I think people want something better, something more meaningful. Something a lot less noisy.
Sounds good to me.
Kirk McElhearn:
Now that I understand what happened, and why it happened, I can see that the process does make sense. Apple’s goal is to ensure that all your music is accessible from all your devices. Mine is certainly an edge case, but, judging from the number of emails I’ve received, and comments to articles on this website, there are plenty other people in the same boat as me. (Though that’s an infinitesimal number compared to the total iTunes user base.)
See also, Apple’s tech support document: “If Some Songs That Were Previously Matched by iTunes Match Show Up as Apple Music Songs in iTunes”.
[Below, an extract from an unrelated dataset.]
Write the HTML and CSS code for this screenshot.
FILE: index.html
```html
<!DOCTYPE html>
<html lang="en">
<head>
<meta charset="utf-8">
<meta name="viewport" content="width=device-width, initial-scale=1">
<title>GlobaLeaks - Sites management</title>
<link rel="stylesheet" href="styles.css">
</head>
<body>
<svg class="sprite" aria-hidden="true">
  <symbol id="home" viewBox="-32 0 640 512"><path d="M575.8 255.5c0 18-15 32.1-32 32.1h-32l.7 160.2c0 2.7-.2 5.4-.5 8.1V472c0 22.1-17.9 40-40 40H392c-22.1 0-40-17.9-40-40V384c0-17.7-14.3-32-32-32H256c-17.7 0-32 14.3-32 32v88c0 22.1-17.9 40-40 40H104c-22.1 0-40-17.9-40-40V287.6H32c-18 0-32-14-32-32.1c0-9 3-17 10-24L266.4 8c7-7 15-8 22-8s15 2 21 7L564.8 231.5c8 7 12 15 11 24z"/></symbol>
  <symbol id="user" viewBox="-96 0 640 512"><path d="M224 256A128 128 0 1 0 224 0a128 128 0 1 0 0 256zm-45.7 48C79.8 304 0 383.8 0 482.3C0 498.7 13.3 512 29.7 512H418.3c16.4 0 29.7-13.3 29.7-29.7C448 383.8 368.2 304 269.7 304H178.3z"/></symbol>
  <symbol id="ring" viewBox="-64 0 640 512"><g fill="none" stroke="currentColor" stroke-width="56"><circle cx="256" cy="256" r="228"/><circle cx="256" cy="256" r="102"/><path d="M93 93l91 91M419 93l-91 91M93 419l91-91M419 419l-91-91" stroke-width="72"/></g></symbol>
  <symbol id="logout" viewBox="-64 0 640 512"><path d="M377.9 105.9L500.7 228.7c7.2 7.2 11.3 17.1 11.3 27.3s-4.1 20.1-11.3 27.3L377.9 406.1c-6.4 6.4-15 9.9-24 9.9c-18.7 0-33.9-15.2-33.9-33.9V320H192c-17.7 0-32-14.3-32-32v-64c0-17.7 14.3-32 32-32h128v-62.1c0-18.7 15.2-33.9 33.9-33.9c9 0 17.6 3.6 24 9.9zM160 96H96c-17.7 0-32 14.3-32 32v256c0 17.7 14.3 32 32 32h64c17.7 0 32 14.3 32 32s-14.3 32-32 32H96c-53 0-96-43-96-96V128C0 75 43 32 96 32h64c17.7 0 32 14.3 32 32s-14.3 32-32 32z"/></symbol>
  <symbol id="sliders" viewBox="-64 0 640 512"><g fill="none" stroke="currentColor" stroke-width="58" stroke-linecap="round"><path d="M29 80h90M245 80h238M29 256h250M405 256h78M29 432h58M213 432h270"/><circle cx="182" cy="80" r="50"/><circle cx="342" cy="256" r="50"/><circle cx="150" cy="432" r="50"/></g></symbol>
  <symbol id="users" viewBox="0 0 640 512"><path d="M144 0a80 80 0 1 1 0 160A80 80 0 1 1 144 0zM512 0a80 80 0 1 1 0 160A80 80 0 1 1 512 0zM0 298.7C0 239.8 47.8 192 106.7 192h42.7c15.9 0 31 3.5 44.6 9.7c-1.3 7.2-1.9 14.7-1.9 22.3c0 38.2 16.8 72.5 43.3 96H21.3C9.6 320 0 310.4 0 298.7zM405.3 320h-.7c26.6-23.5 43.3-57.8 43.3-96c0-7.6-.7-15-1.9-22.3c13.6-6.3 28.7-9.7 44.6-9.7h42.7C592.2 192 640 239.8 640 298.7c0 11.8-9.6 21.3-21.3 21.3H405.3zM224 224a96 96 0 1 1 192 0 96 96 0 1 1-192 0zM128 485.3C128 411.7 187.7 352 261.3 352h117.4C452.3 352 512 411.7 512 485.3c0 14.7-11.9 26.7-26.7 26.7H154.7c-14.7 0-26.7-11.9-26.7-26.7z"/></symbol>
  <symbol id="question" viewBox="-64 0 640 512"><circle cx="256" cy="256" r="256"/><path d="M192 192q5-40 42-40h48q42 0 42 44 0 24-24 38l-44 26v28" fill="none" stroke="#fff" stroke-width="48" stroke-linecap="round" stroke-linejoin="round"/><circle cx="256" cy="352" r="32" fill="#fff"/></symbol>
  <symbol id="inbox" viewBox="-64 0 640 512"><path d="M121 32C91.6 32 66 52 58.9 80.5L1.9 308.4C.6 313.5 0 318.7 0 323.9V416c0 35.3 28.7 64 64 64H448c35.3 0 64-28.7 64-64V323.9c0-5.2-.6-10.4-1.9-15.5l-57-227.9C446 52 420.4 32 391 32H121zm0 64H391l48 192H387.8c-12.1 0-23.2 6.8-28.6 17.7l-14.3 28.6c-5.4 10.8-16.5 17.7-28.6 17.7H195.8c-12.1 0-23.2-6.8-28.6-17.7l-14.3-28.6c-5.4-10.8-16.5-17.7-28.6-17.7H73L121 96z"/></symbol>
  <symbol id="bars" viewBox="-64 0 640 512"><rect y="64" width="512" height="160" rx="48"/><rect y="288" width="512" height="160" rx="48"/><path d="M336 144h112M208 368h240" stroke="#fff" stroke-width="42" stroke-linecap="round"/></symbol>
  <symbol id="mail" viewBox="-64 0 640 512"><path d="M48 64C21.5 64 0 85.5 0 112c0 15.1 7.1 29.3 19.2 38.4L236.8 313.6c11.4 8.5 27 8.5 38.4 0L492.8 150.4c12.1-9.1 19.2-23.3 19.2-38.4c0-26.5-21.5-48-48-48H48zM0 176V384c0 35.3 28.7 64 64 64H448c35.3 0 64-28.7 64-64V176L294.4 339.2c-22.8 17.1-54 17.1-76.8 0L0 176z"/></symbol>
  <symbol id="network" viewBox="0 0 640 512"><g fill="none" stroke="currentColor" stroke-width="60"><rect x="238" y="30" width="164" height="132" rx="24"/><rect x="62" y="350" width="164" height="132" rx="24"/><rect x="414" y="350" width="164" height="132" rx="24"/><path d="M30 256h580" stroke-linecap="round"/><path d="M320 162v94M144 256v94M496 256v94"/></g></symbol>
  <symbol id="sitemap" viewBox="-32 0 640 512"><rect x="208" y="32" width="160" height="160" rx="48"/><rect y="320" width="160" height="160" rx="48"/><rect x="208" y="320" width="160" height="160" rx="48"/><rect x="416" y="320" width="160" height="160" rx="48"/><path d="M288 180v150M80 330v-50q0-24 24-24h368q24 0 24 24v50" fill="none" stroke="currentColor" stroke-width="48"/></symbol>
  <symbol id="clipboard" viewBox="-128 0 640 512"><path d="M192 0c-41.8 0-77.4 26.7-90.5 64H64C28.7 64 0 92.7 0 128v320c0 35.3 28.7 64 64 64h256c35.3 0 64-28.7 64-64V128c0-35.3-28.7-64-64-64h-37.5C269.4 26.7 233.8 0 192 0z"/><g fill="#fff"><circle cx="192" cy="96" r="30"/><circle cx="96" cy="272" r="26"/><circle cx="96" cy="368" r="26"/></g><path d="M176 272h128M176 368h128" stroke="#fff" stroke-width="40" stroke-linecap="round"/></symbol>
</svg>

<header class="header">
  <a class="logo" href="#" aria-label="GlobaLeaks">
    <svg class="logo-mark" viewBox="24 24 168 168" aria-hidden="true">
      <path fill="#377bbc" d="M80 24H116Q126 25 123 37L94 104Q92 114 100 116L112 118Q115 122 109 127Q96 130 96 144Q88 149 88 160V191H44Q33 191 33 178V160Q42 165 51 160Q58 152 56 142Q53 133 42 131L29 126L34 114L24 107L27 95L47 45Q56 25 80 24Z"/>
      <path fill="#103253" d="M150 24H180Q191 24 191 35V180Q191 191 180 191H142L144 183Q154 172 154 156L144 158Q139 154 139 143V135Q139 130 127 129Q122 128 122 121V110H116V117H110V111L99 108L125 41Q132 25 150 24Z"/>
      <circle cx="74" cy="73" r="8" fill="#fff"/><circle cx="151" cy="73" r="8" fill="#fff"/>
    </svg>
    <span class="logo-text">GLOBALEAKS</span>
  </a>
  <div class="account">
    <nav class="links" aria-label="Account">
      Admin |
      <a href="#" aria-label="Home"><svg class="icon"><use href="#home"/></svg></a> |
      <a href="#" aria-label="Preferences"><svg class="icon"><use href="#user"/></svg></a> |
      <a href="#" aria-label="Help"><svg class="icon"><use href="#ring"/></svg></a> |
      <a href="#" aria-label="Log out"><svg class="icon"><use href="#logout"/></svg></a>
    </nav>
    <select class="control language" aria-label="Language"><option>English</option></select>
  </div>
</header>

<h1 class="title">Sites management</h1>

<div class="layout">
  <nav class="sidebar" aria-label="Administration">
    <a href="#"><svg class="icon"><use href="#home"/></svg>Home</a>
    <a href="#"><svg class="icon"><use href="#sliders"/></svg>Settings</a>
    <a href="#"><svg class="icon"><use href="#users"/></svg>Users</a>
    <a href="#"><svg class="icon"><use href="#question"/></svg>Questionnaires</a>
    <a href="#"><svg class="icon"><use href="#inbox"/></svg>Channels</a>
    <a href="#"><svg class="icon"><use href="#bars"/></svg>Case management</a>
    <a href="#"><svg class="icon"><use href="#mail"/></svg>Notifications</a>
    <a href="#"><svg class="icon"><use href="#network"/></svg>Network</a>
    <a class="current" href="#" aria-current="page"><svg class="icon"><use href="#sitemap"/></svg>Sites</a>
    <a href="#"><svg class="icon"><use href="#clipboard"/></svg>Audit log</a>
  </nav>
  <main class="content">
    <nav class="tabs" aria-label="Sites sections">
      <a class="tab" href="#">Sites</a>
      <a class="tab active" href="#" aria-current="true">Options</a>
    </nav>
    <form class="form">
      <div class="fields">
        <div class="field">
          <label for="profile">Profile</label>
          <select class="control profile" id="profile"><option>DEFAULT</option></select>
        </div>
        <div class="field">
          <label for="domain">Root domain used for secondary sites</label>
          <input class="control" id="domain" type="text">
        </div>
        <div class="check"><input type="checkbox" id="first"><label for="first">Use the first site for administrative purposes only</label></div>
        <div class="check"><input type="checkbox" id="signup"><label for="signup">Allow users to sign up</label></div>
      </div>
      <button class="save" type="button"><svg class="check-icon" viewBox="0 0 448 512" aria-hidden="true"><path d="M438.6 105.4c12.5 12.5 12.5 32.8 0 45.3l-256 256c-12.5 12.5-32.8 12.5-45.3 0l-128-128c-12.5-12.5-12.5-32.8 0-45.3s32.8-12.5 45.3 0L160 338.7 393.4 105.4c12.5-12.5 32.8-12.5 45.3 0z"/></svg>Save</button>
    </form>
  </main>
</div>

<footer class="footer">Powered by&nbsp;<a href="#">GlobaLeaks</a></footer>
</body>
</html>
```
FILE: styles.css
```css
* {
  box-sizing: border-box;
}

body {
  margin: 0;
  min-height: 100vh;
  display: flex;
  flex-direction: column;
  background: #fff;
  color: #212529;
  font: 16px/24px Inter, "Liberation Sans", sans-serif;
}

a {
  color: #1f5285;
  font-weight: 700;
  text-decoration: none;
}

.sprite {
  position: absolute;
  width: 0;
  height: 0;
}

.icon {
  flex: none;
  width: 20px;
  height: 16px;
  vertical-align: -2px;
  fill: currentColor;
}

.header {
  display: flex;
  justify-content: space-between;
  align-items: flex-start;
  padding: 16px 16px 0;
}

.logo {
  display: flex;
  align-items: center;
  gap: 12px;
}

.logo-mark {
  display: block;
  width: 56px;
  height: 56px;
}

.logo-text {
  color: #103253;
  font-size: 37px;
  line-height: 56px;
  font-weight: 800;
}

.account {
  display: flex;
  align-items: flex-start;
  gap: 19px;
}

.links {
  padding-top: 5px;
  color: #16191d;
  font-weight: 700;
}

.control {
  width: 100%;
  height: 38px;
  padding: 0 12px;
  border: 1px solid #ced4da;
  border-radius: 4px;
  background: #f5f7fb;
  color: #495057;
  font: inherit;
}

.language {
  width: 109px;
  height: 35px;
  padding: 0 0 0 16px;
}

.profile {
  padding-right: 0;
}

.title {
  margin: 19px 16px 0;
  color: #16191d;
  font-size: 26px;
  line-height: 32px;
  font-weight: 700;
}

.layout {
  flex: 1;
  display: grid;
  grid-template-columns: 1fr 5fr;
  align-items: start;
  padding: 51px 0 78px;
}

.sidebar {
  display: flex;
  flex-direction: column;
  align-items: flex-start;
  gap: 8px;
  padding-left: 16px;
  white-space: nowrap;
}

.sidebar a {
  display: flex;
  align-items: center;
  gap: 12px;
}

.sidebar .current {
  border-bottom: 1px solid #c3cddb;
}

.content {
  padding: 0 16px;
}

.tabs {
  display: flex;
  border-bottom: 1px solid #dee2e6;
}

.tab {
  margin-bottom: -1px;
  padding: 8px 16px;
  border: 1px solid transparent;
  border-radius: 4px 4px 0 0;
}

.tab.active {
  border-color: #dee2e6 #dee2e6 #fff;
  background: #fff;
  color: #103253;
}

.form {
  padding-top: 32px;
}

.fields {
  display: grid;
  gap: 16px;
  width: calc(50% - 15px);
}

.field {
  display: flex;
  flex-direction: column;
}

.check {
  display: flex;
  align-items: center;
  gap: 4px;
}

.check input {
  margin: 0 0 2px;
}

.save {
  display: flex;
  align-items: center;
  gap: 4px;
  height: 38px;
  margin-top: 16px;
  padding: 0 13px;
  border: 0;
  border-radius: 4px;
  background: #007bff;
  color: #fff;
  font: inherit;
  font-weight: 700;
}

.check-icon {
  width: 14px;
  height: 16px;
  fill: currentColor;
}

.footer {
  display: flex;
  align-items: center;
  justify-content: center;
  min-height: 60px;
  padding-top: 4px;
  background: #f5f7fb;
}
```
We don’t yet know what Apple will reveal regarding Apple Watch sales in its quarterly finance numbers later today (and remember, Tim Cook said all the way back in October that Apple will not reveal Apple Watch sales figures, for competitive reasons), but in the meantime, Mike Wehner provides some useful perspective, by looking back at early sales numbers for the iPod, iPhone, and iPad.